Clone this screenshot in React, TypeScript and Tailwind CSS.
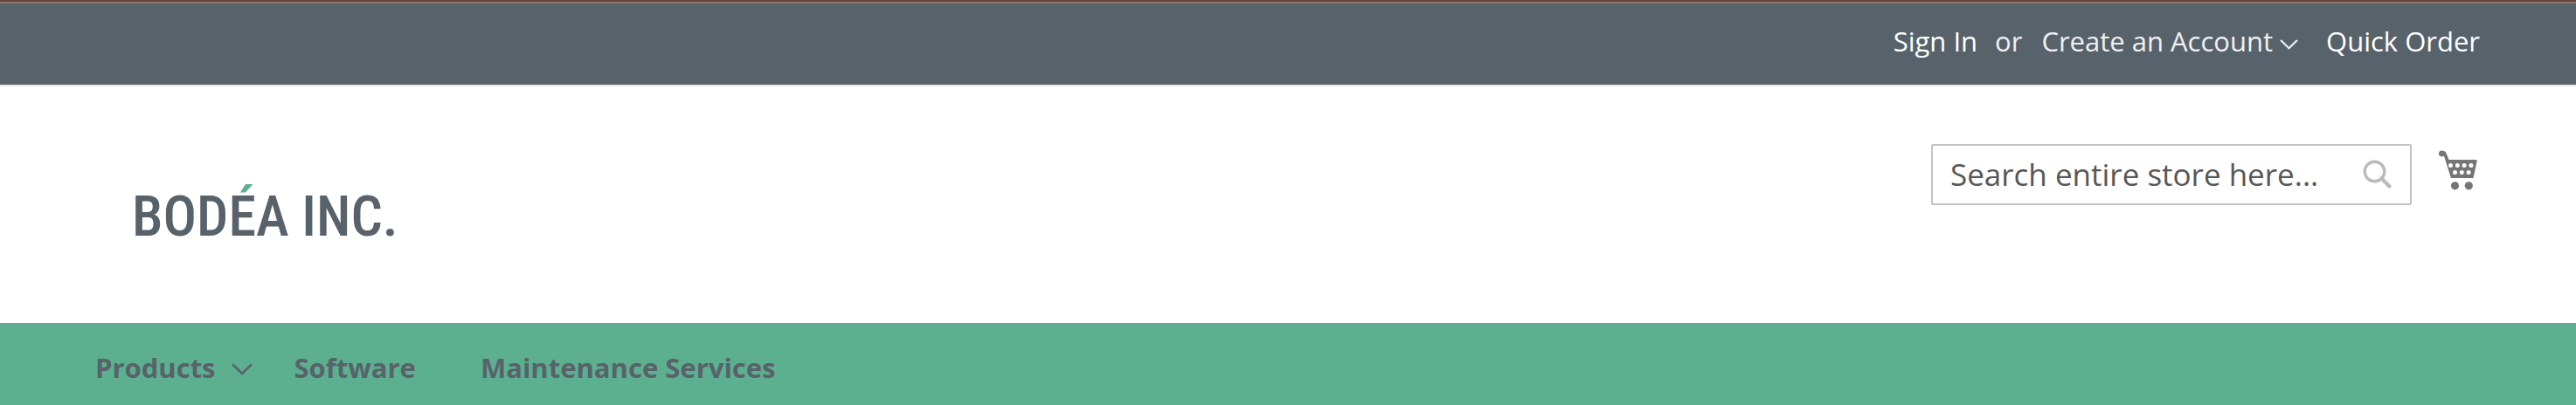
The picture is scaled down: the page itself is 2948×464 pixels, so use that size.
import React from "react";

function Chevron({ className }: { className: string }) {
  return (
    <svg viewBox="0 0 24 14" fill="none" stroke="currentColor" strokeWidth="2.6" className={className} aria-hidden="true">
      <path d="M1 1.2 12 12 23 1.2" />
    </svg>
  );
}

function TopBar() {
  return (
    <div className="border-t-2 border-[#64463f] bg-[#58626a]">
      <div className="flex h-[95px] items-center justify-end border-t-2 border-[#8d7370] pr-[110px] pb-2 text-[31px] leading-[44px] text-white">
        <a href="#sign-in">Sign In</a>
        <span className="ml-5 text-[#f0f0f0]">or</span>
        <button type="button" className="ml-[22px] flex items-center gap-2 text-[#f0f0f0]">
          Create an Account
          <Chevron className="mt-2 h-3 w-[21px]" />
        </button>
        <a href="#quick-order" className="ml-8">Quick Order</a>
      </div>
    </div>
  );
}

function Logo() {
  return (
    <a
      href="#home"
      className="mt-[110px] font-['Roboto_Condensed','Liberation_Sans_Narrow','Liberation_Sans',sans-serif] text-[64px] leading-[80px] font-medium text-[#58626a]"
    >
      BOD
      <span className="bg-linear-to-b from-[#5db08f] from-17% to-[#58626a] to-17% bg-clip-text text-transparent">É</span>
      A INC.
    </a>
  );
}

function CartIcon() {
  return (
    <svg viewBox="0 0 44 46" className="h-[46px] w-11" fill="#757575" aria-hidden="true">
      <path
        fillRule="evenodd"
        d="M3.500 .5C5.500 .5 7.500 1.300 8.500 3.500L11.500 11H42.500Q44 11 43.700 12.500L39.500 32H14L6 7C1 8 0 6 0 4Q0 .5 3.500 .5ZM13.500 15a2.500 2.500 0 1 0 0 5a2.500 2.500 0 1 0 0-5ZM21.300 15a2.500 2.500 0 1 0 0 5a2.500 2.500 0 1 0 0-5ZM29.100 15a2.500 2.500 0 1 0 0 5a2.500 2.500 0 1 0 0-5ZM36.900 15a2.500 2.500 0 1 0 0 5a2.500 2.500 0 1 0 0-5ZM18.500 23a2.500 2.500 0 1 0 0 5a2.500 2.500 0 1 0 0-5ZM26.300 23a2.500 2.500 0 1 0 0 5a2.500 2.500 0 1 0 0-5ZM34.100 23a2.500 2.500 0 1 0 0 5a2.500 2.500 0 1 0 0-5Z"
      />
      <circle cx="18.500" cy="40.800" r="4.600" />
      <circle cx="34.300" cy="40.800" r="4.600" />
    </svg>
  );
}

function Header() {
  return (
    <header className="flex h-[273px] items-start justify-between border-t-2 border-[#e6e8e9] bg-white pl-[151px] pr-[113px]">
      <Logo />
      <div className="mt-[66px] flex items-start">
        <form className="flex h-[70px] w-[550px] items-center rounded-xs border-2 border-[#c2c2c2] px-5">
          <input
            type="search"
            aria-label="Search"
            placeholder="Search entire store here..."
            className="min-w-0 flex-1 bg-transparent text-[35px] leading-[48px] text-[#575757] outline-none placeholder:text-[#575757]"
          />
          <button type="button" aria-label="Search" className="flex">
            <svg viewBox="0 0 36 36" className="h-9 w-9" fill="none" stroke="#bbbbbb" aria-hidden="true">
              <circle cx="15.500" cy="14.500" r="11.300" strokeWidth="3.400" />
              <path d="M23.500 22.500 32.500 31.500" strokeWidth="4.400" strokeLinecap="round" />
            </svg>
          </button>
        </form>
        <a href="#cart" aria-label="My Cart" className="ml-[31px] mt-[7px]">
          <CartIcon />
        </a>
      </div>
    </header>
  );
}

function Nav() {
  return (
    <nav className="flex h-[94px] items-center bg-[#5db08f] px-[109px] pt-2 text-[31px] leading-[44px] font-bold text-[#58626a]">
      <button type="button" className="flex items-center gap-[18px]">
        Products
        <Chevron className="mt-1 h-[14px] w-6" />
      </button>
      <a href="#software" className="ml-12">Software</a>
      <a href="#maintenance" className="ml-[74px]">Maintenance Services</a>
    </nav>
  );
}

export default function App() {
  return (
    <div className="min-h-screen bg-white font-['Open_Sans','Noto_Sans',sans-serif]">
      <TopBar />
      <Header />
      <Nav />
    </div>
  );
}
++++++
• [Stated task]: Go through the listing above and quote it exactly, apart from its images.

• [Solution to this exercise]:
Clone this screenshot in React, TypeScript and Tailwind CSS.
The picture is scaled down: the page itself is 2948×464 pixels, so use that size.
import React from "react";

function Chevron({ className }: { className: string }) {
  return (
    <svg viewBox="0 0 24 14" fill="none" stroke="currentColor" strokeWidth="2.6" className={className} aria-hidden="true">
      <path d="M1 1.2 12 12 23 1.2" />
    </svg>
  );
}

function TopBar() {
  return (
    <div className="border-t-2 border-[#64463f] bg-[#58626a]">
      <div className="flex h-[95px] items-center justify-end border-t-2 border-[#8d7370] pr-[110px] pb-2 text-[31px] leading-[44px] text-white">
        <a href="#sign-in">Sign In</a>
        <span className="ml-5 text-[#f0f0f0]">or</span>
        <button type="button" className="ml-[22px] flex items-center gap-2 text-[#f0f0f0]">
          Create an Account
          <Chevron className="mt-2 h-3 w-[21px]" />
        </button>
        <a href="#quick-order" className="ml-8">Quick Order</a>
      </div>
    </div>
  );
}

function Logo() {
  return (
    <a
      href="#home"
      className="mt-[110px] font-['Roboto_Condensed','Liberation_Sans_Narrow','Liberation_Sans',sans-serif] text-[64px] leading-[80px] font-medium text-[#58626a]"
    >
      BOD
      <span className="bg-linear-to-b from-[#5db08f] from-17% to-[#58626a] to-17% bg-clip-text text-transparent">É</span>
      A INC.
    </a>
  );
}

function CartIcon() {
  return (
    <svg viewBox="0 0 44 46" className="h-[46px] w-11" fill="#757575" aria-hidden="true">
      <path
        fillRule="evenodd"
        d="M3.500 .5C5.500 .5 7.500 1.300 8.500 3.500L11.500 11H42.500Q44 11 43.700 12.500L39.500 32H14L6 7C1 8 0 6 0 4Q0 .5 3.500 .5ZM13.500 15a2.500 2.500 0 1 0 0 5a2.500 2.500 0 1 0 0-5ZM21.300 15a2.500 2.500 0 1 0 0 5a2.500 2.500 0 1 0 0-5ZM29.100 15a2.500 2.500 0 1 0 0 5a2.500 2.500 0 1 0 0-5ZM36.900 15a2.500 2.500 0 1 0 0 5a2.500 2.500 0 1 0 0-5ZM18.500 23a2.500 2.500 0 1 0 0 5a2.500 2.500 0 1 0 0-5ZM26.300 23a2.500 2.500 0 1 0 0 5a2.500 2.500 0 1 0 0-5ZM34.100 23a2.500 2.500 0 1 0 0 5a2.500 2.500 0 1 0 0-5Z"
      />
      <circle cx="18.500" cy="40.800" r="4.600" />
      <circle cx="34.300" cy="40.800" r="4.600" />
    </svg>
  );
}

function Header() {
  return (
    <header className="flex h-[273px] items-start justify-between border-t-2 border-[#e6e8e9] bg-white pl-[151px] pr-[113px]">
      <Logo />
      <div className="mt-[66px] flex items-start">
        <form className="flex h-[70px] w-[550px] items-center rounded-xs border-2 border-[#c2c2c2] px-5">
          <input
            type="search"
            aria-label="Search"
            placeholder="Search entire store here..."
            className="min-w-0 flex-1 bg-transparent text-[35px] leading-[48px] text-[#575757] outline-none placeholder:text-[#575757]"
          />
          <button type="button" aria-label="Search" className="flex">
            <svg viewBox="0 0 36 36" className="h-9 w-9" fill="none" stroke="#bbbbbb" aria-hidden="true">
              <circle cx="15.500" cy="14.500" r="11.300" strokeWidth="3.400" />
              <path d="M23.500 22.500 32.500 31.500" strokeWidth="4.400" strokeLinecap="round" />
            </svg>
          </button>
        </form>
        <a href="#cart" aria-label="My Cart" className="ml-[31px] mt-[7px]">
          <CartIcon />
        </a>
      </div>
    </header>
  );
}

function Nav() {
  return (
    <nav className="flex h-[94px] items-center bg-[#5db08f] px-[109px] pt-2 text-[31px] leading-[44px] font-bold text-[#58626a]">
      <button type="button" className="flex items-center gap-[18px]">
        Products
        <Chevron className="mt-1 h-[14px] w-6" />
      </button>
      <a href="#software" className="ml-12">Software</a>
      <a href="#maintenance" className="ml-[74px]">Maintenance Services</a>
    </nav>
  );
}

export default function App() {
  return (
    <div className="min-h-screen bg-white font-['Open_Sans','Noto_Sans',sans-serif]">
      <TopBar />
      <Header />
      <Nav />
    </div>
  );
}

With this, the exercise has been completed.